Les conflits entre capitales perdurent par ailleurs sur le financement des développements et des achats d’armements. Faut-il privilégier les fournisseurs européens, comme le réclame Paris, ou peut-on acheter ailleurs (notamment aux Etats-Unis) et sous quelles conditions, comme le voudraient les pays « de la ligne de front » ?

Comment procéder avec les avoirs russes gelés ?

Autre sujet d’affrontement : comment procéder avec les avoirs russes gelés – 200 milliards dont 170 détenus par une société financière de droit belge ? Les Vingt-sept confisquent déjà sans état d’âme les intérêts produits par ces capitaux qui appartiennent à la Russie mais qui ont été bloqués par Bruxelles.

L’étape suivante, la confiscation pure et simple des capitaux, est complexe. Elle pourrait avoir des effets ravageurs sur l’image de l’UE en matière de respect de la propriété, et décourager les placements issus de pays tiers, effrayés par un danger potentiel de confiscation.

La Commission a dès lors proposé un mécanisme techniquement complexe censé contourner cette difficulté. Bruxelles emprunterait 140 milliards d’euros à la société belge Euroclear, qui détient aujourd’hui les avoirs, puis prêterait ensuite à Kiev des sommes équivalentes au cours des années 2026 et 2027. L’emprunt serait garanti par les Etats membres ou par le budget de l’UE.

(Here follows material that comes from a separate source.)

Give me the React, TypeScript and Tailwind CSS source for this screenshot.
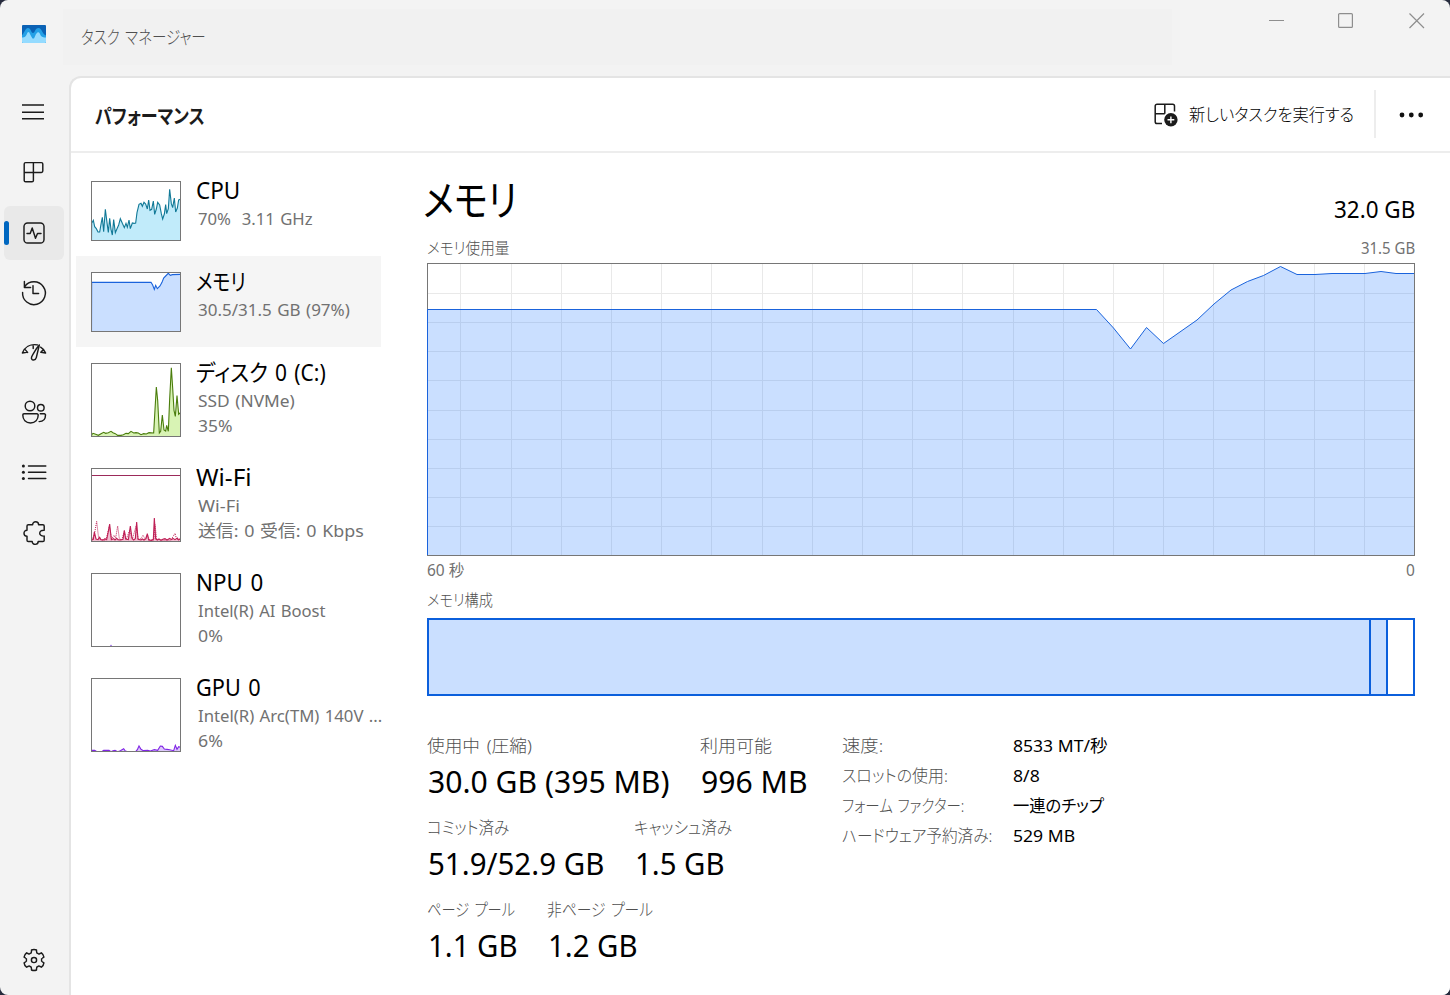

Ce « prêt de réparation », selon les termes de Mme von der Leyen ne serait remboursé par les Ukrainiens qu’après la fin de la guerre, quand la Russie paierait les « réparations » que les Vingt-sept exigent pour Kiev. C’est-à-dire évidemment jamais.

Le premier ministre belge est opposé à ce schéma, car il craint que son pays ne porte à lui seul la responsabilité de l’expropriation si des plaintes étaient déposées auprès d’instances d’arbitrage. Paris, mais aussi la présidente de la Banque centrale européenne, sont également réticents. D’autant que la garantie d’emprunt que porteraient les Etats membres pourrait être considérée comme de la dette qui s’ajouterait aux endettements nationaux.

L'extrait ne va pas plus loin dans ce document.